Il y eut trois France, au moins, dans la Méditerranée des années 1860-1940.
Et trois écoles, pour une seule langue, rayonnante comme jamais ce ne fut le
cas dans son histoire. Une France catholique, forte de centaines de Jésuites,
de missionnaires, de frères et de religieuses accueillant dans leurs murs des
dizaines de milliers d'élèves de toutes confessions. Une France laïque, celle
des systèmes d'enseignement coloniaux, et celle aussi de ces missionnaires
d'un nouveau genre, les instituteurs de la Mission laïque (1902) installés à
Beyrouth ou Salonique. Une France juive, enfin, celle de l'Alliance israélite
universelle (1860), dont les deux cents écoles, du Maroc aux Balkans, enseignaient
la langue française parce que l'émancipation des juifs s'était dite
dans ses mots.
Dans la course à la puissance qui fait de la Méditerranée orientale le champ
clos des ambitions rivales, la France a pu compter sur l'empire immatériel que
lui préparaient ces établissements.

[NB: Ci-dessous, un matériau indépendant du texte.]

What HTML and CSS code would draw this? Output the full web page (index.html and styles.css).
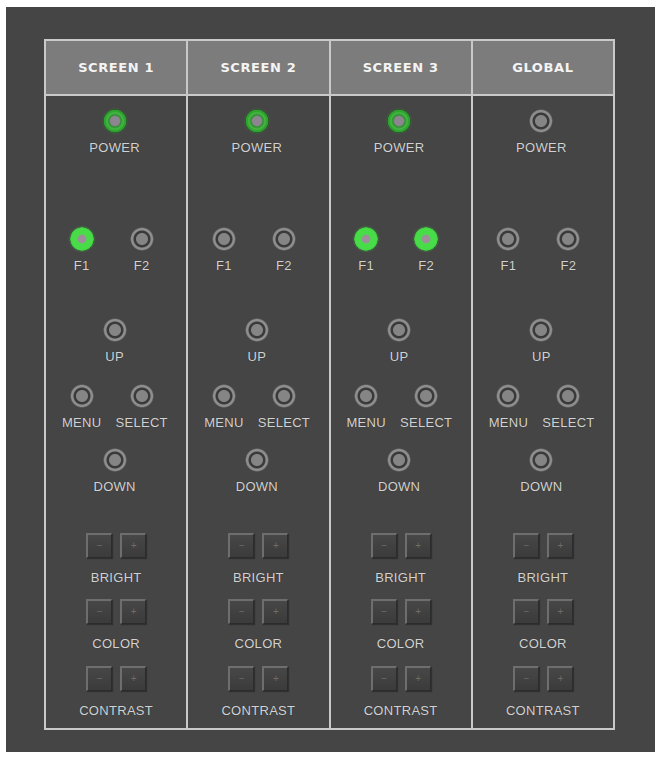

Tout opposait leurs maîtres, et tout les
unissait, dès lors qu'une nation est d'abord une langue et que sa grandeur se
mesure à l'aire couverte par ses écoles, ses bibliothèques et ses idées. On
n'évoquait pas encore la francophonie, mais c'est au début du XXe siècle
qu'une autre partie du monde a parlé français, préparant l'entrée dans notre
littérature d'une puissante province méditerranéenne et levantine.